Records for this exercise
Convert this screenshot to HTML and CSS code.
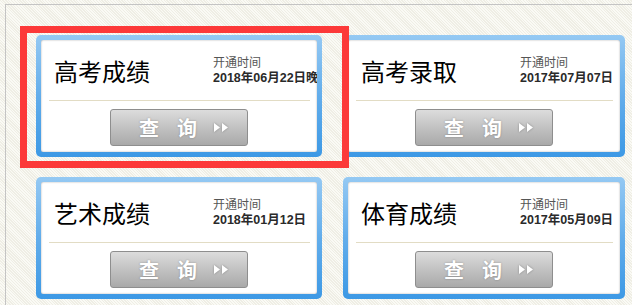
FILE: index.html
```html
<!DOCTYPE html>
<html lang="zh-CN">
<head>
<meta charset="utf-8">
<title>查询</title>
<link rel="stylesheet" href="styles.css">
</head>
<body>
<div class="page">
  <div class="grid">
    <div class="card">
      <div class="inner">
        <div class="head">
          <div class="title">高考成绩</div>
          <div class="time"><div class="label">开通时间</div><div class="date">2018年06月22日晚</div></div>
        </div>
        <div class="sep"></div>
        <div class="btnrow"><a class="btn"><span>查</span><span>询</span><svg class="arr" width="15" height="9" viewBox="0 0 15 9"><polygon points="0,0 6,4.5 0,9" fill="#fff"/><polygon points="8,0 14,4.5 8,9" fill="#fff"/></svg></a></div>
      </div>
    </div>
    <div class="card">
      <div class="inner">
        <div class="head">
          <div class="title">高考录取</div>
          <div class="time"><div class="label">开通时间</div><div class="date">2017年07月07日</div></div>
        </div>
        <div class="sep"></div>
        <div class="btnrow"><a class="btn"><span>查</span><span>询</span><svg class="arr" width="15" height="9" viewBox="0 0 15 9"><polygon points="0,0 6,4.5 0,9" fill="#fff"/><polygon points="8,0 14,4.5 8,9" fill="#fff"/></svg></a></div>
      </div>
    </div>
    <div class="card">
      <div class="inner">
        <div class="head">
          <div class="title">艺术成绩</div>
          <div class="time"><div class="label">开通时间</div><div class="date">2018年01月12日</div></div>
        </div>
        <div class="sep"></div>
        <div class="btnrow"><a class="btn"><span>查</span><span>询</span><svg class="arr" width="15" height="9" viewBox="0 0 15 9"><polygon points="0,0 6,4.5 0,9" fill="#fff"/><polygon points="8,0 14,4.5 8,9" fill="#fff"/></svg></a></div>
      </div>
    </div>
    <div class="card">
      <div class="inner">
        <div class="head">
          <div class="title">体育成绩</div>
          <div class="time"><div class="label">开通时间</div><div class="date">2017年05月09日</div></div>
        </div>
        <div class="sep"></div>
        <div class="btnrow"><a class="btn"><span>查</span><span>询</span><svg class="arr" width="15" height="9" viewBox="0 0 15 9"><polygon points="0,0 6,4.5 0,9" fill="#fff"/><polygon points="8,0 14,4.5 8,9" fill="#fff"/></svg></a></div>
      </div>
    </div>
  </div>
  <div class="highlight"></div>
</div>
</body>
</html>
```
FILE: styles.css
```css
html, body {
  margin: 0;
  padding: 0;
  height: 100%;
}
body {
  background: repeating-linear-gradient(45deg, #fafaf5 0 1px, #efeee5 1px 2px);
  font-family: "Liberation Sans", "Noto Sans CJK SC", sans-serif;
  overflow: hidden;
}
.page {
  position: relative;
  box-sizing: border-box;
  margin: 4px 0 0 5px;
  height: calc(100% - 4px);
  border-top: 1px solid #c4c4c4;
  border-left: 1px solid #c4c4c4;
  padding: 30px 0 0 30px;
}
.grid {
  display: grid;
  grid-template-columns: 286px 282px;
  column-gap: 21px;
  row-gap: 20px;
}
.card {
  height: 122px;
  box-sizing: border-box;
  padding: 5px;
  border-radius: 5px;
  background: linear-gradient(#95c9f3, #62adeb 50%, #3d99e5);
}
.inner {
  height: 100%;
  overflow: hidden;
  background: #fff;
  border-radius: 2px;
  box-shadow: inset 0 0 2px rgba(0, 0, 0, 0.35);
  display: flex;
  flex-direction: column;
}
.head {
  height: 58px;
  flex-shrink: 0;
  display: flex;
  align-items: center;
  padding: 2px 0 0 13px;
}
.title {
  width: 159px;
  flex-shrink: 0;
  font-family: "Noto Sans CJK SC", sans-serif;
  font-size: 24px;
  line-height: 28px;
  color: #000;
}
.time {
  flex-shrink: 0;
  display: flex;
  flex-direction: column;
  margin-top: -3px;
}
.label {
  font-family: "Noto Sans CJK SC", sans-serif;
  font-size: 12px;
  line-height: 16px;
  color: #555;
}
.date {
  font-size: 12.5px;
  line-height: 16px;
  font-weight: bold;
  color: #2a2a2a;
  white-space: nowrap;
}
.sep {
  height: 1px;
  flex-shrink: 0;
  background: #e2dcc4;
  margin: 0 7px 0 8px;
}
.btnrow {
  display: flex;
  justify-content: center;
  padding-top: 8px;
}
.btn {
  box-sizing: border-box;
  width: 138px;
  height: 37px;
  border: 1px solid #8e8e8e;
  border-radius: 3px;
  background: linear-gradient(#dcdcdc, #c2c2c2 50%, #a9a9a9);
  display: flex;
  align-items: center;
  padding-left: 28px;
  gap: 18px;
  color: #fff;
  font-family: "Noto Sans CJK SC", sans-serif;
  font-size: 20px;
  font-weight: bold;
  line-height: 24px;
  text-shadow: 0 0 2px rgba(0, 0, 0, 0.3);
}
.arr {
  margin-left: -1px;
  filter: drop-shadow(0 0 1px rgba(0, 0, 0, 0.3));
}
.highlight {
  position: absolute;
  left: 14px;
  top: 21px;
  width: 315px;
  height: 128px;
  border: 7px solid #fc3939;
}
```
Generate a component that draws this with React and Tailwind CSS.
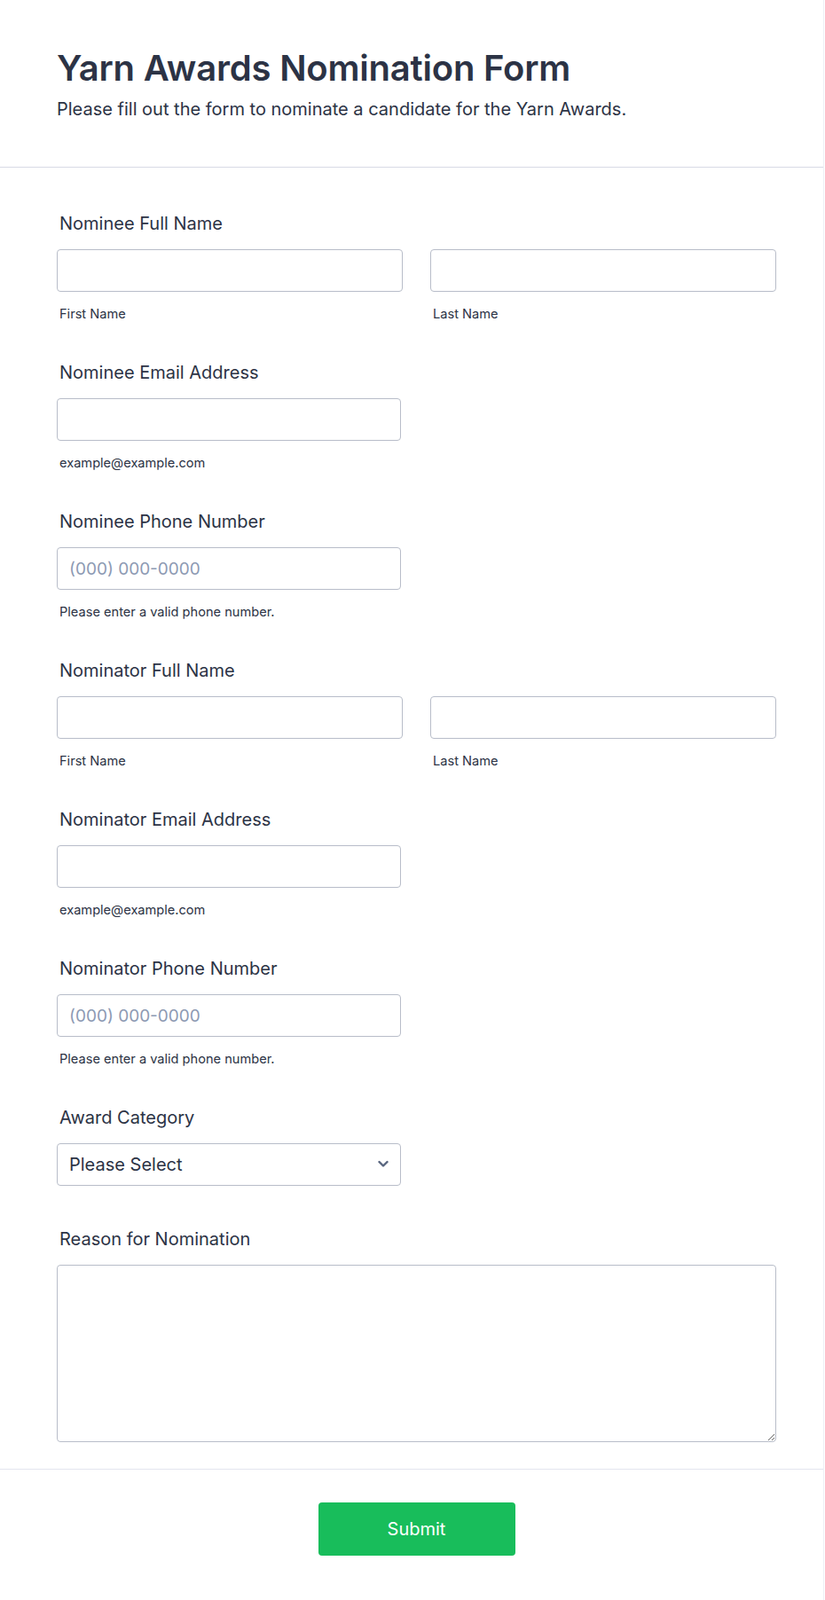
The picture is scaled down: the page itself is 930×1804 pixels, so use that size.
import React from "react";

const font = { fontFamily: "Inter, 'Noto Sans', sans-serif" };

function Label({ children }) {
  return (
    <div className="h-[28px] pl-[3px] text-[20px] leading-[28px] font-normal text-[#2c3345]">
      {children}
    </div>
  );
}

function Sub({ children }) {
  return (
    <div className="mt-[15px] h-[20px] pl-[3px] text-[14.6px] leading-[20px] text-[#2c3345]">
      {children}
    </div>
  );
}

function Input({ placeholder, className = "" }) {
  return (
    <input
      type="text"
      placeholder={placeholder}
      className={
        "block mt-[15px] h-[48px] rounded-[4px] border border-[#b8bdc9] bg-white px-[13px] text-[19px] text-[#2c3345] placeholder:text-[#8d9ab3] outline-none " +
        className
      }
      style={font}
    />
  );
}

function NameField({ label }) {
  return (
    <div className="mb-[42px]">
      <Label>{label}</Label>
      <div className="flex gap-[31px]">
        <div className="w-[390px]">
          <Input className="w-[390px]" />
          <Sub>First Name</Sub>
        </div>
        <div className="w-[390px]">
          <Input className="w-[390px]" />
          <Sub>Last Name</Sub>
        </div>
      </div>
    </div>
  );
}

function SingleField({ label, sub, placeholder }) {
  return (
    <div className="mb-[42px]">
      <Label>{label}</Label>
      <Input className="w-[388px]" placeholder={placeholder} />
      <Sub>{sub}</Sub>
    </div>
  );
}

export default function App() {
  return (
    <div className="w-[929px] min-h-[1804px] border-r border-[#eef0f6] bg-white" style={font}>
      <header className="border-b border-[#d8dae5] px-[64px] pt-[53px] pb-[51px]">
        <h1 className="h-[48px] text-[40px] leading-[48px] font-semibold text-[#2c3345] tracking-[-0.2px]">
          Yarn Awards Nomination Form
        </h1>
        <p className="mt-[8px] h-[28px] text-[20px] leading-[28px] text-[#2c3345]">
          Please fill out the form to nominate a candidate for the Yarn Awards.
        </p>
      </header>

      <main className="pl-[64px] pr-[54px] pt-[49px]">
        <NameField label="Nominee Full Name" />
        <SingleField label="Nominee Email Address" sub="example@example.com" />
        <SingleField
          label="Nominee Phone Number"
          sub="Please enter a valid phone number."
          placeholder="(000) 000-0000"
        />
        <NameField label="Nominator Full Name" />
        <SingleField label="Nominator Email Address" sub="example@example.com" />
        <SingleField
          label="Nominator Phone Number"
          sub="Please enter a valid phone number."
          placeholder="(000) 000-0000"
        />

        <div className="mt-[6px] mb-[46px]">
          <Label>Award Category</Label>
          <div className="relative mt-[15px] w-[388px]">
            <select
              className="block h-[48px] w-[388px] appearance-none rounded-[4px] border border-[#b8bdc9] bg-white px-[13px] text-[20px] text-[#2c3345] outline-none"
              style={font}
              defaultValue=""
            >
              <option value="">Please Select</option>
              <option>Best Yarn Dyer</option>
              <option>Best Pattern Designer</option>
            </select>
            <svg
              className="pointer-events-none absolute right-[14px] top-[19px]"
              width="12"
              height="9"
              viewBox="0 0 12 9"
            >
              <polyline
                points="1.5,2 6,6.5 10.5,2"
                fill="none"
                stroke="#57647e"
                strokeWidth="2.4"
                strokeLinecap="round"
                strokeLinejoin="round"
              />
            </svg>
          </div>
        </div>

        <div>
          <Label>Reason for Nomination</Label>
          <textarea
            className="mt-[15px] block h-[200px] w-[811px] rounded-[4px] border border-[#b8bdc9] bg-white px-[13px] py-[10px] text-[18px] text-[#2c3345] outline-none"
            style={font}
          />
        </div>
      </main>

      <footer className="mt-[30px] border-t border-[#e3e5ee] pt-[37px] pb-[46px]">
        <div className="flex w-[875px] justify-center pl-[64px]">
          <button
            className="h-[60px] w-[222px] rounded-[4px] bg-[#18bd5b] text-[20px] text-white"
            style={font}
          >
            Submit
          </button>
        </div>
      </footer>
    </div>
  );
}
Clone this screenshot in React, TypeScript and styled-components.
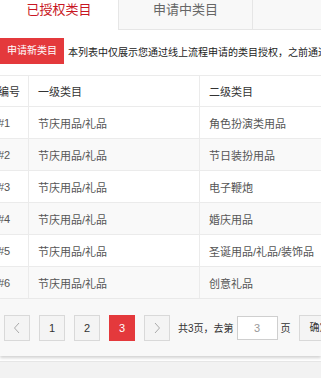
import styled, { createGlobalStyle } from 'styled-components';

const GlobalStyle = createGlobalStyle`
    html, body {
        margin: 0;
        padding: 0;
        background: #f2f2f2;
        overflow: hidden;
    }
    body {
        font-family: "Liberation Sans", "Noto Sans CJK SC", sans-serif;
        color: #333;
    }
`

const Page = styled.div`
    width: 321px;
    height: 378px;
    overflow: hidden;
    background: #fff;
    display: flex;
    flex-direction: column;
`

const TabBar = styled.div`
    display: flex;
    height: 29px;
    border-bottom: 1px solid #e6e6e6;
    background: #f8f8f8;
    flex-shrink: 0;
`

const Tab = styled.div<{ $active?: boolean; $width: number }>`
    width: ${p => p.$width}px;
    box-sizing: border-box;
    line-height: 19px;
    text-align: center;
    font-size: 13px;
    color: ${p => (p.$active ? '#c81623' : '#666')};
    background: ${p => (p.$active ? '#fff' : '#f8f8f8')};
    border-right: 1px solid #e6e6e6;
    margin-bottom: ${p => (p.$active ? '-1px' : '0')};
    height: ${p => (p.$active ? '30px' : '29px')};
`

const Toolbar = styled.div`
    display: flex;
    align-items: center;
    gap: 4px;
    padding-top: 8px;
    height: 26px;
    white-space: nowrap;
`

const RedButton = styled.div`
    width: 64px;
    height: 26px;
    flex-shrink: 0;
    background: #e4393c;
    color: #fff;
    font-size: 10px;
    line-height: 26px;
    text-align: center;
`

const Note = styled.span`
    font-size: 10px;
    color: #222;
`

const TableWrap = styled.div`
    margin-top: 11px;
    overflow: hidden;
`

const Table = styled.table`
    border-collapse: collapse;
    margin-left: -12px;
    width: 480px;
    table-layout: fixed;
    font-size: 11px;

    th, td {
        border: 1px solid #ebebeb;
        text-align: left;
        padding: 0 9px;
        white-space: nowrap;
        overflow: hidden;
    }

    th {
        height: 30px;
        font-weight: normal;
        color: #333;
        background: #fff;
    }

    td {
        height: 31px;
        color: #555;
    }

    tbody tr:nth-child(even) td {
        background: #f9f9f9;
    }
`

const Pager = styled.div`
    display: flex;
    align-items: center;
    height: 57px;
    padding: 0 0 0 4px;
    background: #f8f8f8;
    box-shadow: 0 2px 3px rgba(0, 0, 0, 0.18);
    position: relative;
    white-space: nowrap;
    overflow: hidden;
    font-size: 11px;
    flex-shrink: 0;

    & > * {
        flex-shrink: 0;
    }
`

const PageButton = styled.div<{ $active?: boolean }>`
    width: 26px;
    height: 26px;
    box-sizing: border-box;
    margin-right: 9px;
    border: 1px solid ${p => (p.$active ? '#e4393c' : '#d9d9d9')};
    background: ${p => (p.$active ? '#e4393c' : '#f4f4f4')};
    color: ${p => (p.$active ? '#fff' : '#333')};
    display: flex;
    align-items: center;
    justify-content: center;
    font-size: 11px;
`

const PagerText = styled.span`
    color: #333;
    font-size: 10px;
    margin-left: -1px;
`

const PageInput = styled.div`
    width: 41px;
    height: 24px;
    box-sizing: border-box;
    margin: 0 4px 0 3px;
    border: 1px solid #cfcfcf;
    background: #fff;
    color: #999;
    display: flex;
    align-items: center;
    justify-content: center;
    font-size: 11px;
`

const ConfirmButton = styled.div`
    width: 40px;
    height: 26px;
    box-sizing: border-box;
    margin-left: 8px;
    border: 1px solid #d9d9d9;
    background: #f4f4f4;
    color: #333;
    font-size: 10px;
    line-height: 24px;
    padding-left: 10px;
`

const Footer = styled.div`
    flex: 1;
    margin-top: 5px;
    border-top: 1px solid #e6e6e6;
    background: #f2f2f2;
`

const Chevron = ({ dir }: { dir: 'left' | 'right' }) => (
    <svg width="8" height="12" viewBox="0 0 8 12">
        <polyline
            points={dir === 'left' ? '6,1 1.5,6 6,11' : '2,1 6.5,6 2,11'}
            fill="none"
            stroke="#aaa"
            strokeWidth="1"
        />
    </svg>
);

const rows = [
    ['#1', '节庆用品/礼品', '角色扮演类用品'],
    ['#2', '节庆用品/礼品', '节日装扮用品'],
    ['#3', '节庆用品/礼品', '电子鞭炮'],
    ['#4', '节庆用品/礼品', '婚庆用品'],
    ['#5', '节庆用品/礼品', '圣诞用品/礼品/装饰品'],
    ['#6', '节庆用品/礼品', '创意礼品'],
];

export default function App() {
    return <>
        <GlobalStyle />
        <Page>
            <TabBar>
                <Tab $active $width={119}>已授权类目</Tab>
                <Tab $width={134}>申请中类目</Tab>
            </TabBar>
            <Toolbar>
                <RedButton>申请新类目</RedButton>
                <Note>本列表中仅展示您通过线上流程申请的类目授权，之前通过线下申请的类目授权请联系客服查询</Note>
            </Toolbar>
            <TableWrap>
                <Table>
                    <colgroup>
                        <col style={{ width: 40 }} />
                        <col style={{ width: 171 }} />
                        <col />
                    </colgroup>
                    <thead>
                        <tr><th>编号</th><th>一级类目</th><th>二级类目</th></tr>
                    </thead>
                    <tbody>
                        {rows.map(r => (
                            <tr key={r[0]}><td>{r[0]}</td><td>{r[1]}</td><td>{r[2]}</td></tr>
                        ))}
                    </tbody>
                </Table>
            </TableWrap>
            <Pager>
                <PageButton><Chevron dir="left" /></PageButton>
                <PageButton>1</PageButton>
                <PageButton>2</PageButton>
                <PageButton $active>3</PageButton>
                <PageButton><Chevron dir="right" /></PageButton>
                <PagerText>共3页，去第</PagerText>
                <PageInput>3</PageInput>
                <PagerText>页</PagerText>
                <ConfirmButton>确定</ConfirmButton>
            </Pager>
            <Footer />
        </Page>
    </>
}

Goal of the exercise
Search the records for the word "components" and copy every line where it occurs.

Solution for this exercise
Clone this screenshot in React, TypeScript and styled-components.
import styled, { createGlobalStyle } from 'styled-components';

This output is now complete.